Indian Space Research Organisation (ISRO) is developing a Radioisotope Thermoelectric Generator (RTG) to embark on a monumental journey of exploring remote and challenging environments of the deep space universe.
ISRO’s leading centre for the design and development of all satellites, UR Rao Satellite Centre (URSC) is in process of making a three-phased 100 Watt Radioisotope Thermoelectric Generator (RTG). The centre envisions the use of RTG technology for power generation and thermal management of ISRO’s deep space missions.
Further, Isro plans to set up a space station, along with various missions in the pipeline such as the first Indian human space flight mission, Gaganyaan; the first Indian solar observatory, Aditya L-1; the second Indian space telescope XPoSat; Mangalyaan-2 to Mars; Chandrayaan-3 as a reattempt to land on the Moon; and the Venus orbiter mission Shukrayaan. The RTG technology will come in handy in these deep space missions.
What is Radioisotope Thermo-electric Generator (RTG)
Radioisotope Thermoelectric Generator (RTG) is a type of nuclear-powered battery that uses an array of thermocouples to convert the heat released by the decay of suitable radioactive material into electricity. The generators are governed by the “Seeback effect” and it generally has no movable parts. Seebeck effect is a phenomenon in which a temperature difference between two dissimilar electrical conductors or semiconductors produces an electromotive force (electricity). RTGs are highly reliable and maintenance-free because there are no moving parts in thermocouples, which reduces the chances of failure and wear out.
Understanding the imperativeness of RTG
To understand the working of RTG, let us know the working of a normal satellite first. The normal satellites are sent to space in various stages. In the initial stage, the satellite takes off with the strap on boosters followed by loosening of the boosters by the satellite in the second stage. In Indian satellites “Vikas Liquid Engine” is used in the second stage. The third stage is reached after detaching the second stage and finally, the satellite reaches into space. This is the modus operandi of a normal satellite.
In normal satellites, the use of heavy carriers for energy generation makes the satellites bulky, RTG systems, on the other hand, use thermocouples and natural decay of radioactive isotopes into electrical energy, which makes it less bulky. The RTG systems are more fuel-efficient than normal satellite systems as they are lighter than chemical rockets and thus, they can travel faster and further.

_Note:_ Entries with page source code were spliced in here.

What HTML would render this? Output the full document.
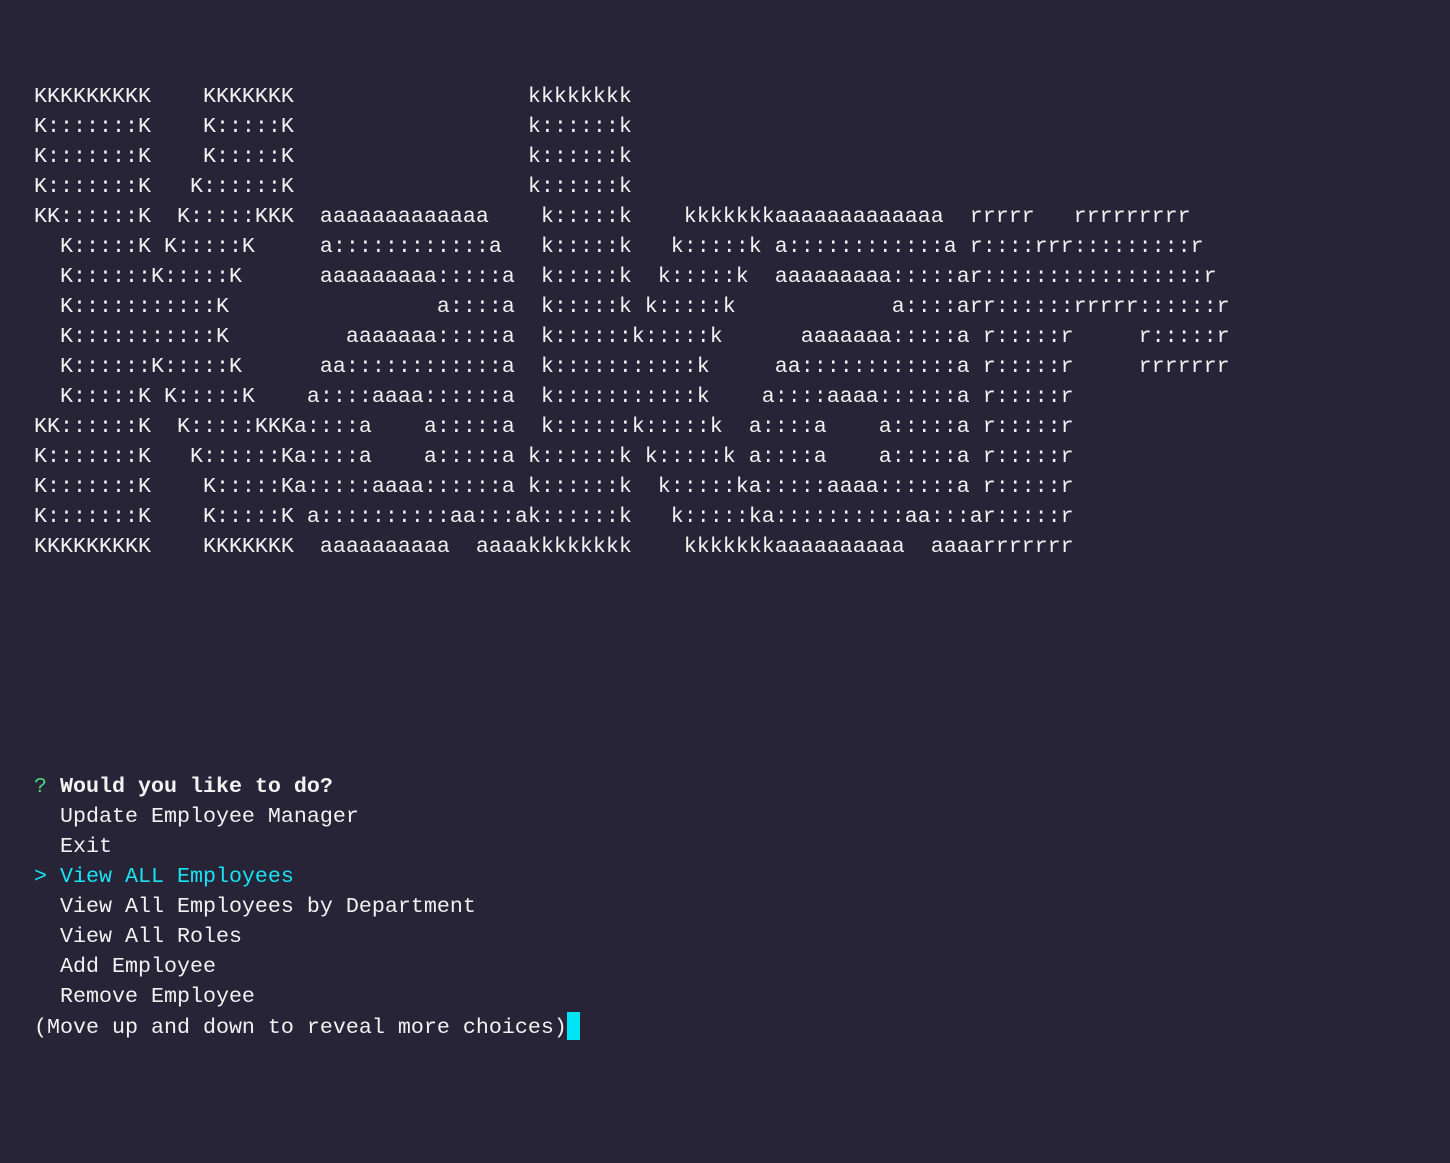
<!DOCTYPE html>
<html><head><meta charset="utf-8"><style>
html,body{margin:0;padding:0;background:#262436;}
body{width:1450px;height:1163px;overflow:hidden;}
pre{position:absolute;left:34px;top:82px;margin:0;font-family:"Liberation Mono",monospace;font-size:21.67px;line-height:30px;color:#f2f2f2;white-space:pre;}
.g{color:#4fd67f}.c{color:#19e3f2}.b{font-weight:bold}
.cur{display:inline-block;width:13px;height:28px;background:#00e5f5;vertical-align:-7px;}
</style></head><body><pre>KKKKKKKKK    KKKKKKK                  kkkkkkkk
K:::::::K    K:::::K                  k::::::k
K:::::::K    K:::::K                  k::::::k
K:::::::K   K::::::K                  k::::::k
KK::::::K  K:::::KKK  aaaaaaaaaaaaa    k:::::k    kkkkkkkaaaaaaaaaaaaa  rrrrr   rrrrrrrrr
  K:::::K K:::::K     a::::::::::::a   k:::::k   k:::::k a::::::::::::a r::::rrr:::::::::r
  K::::::K:::::K      aaaaaaaaa:::::a  k:::::k  k:::::k  aaaaaaaaa:::::ar:::::::::::::::::r
  K:::::::::::K                a::::a  k:::::k k:::::k            a::::arr::::::rrrrr::::::r
  K:::::::::::K         aaaaaaa:::::a  k::::::k:::::k      aaaaaaa:::::a r:::::r     r:::::r
  K::::::K:::::K      aa::::::::::::a  k:::::::::::k     aa::::::::::::a r:::::r     rrrrrrr
  K:::::K K:::::K    a::::aaaa::::::a  k:::::::::::k    a::::aaaa::::::a r:::::r
KK::::::K  K:::::KKKa::::a    a:::::a  k::::::k:::::k  a::::a    a:::::a r:::::r
K:::::::K   K::::::Ka::::a    a:::::a k::::::k k:::::k a::::a    a:::::a r:::::r
K:::::::K    K:::::Ka:::::aaaa::::::a k::::::k  k:::::ka:::::aaaa::::::a r:::::r
K:::::::K    K:::::K a::::::::::aa:::ak::::::k   k:::::ka::::::::::aa:::ar:::::r
KKKKKKKKK    KKKKKKK  aaaaaaaaaa  aaaakkkkkkkk    kkkkkkkaaaaaaaaaa  aaaarrrrrrr







<span class="g">?</span> <span class="b">Would you like to do?</span>
  Update Employee Manager
  Exit
<span class="c">&gt; View ALL Employees</span>
  View All Employees by Department
  View All Roles
  Add Employee
  Remove Employee
(Move up and down to reveal more choices)<span class="cur"></span></pre></body></html>
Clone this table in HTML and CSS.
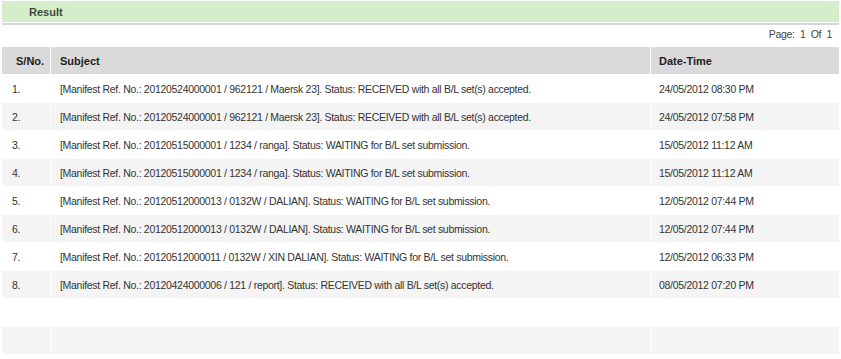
FILE: index.html
```html
<!DOCTYPE html>
<html>
<head>
<meta charset="utf-8">
<link rel="stylesheet" href="styles.css">
</head>
<body>
<div class="wrap">
  <div class="titlebar"><span class="title">Result</span></div>
  <div class="pager">Page:&nbsp; 1&nbsp; Of&nbsp; 1</div>
  <table class="grid">
    <thead>
      <tr><th class="c-no">S/No.</th><th class="c-subj">Subject</th><th class="c-date">Date-Time</th></tr>
    </thead>
    <tbody>
      <tr><td class="c-no">1.</td><td class="c-subj">[Manifest Ref. No.: 20120524000001 / 962121 / Maersk 23]. Status: RECEIVED with all B/L set(s) accepted.</td><td class="c-date">24/05/2012 08:30 PM</td></tr>
      <tr><td class="c-no">2.</td><td class="c-subj">[Manifest Ref. No.: 20120524000001 / 962121 / Maersk 23]. Status: RECEIVED with all B/L set(s) accepted.</td><td class="c-date">24/05/2012 07:58 PM</td></tr>
      <tr><td class="c-no">3.</td><td class="c-subj">[Manifest Ref. No.: 20120515000001 / 1234 / ranga]. Status: WAITING for B/L set submission.</td><td class="c-date">15/05/2012 11:12 AM</td></tr>
      <tr><td class="c-no">4.</td><td class="c-subj">[Manifest Ref. No.: 20120515000001 / 1234 / ranga]. Status: WAITING for B/L set submission.</td><td class="c-date">15/05/2012 11:12 AM</td></tr>
      <tr><td class="c-no">5.</td><td class="c-subj">[Manifest Ref. No.: 20120512000013 / 0132W / DALIAN]. Status: WAITING for B/L set submission.</td><td class="c-date">12/05/2012 07:44 PM</td></tr>
      <tr><td class="c-no">6.</td><td class="c-subj">[Manifest Ref. No.: 20120512000013 / 0132W / DALIAN]. Status: WAITING for B/L set submission.</td><td class="c-date">12/05/2012 07:44 PM</td></tr>
      <tr><td class="c-no">7.</td><td class="c-subj">[Manifest Ref. No.: 20120512000011 / 0132W / XIN DALIAN]. Status: WAITING for B/L set submission.</td><td class="c-date">12/05/2012 06:33 PM</td></tr>
      <tr><td class="c-no">8.</td><td class="c-subj">[Manifest Ref. No.: 20120424000006 / 121 / report]. Status: RECEIVED with all B/L set(s) accepted.</td><td class="c-date">08/05/2012 07:20 PM</td></tr>
      <tr><td class="c-no"></td><td class="c-subj"></td><td class="c-date"></td></tr>
      <tr><td class="c-no"></td><td class="c-subj"></td><td class="c-date"></td></tr>
    </tbody>
  </table>
</div>
</body>
</html>
```

FILE: styles.css
```css
html, body {
  margin: 0;
  padding: 0;
  background: #ffffff;
}
body {
  font-family: "Liberation Sans", Arial, sans-serif;
  font-size: 10.5px;
  letter-spacing: -0.3px;
  color: #333333;
}
.wrap {
  padding: 1px 1px 0 1px;
}
.titlebar {
  margin: 0 1px;
  height: 21px;
  background: #d4eec9;
  display: flex;
  align-items: center;
  border-bottom: 1px solid #ffffff;
  box-shadow: 0 2px 0 #d6d6d6;
}
.title {
  padding-left: 27px;
  padding-top: 1px;
  font-weight: bold;
  font-size: 11px;
  letter-spacing: 0;
  color: #3d4a3d;
}
.pager {
  height: 14px;
  margin-top: 4px;
  margin-bottom: 6px;
  padding-right: 8px;
  text-align: right;
  line-height: 14px;
  font-size: 10.5px;
  color: #444444;
}
.grid {
  width: 100%;
  border-collapse: separate;
  border-spacing: 1px;
  margin-top: -1px;
}
.grid th {
  height: 27px;
  padding: 0;
  background: #dadada;
  text-align: left;
  font-weight: bold;
  font-size: 11px;
  letter-spacing: 0;
  color: #222222;
}
.grid td {
  height: 27px;
  padding: 0;
  text-align: left;
  color: #333333;
}
.grid tbody tr:nth-child(even) td {
  background: #f4f4f4;
}
.grid th.c-no {
  padding-left: 14px;
}
.grid td.c-no {
  padding-left: 10px;
}
.c-no {
  width: 48px;
  box-sizing: border-box;
}
.c-subj {
  padding-left: 9px !important;
}
.c-date {
  width: 188px;
  box-sizing: border-box;
  padding-left: 8px !important;
}
```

Notably, since RTGs do not work on solar power, they provide thrust to the satellite to function on the darker sides of the planets.
The genesis of RTG
RTGs’ journey can be traced to the time of Cold War in 1961, when the USA’s Transit-4A Mission used this technology for the first. The erstwhile Soviet Union had also launched the two dozen nuclear power space objects. However, budget constraints, the development of alternative sources of energy, and the possibility of escalation of the Cold War led to the curtailment of nuclear propulsion projects.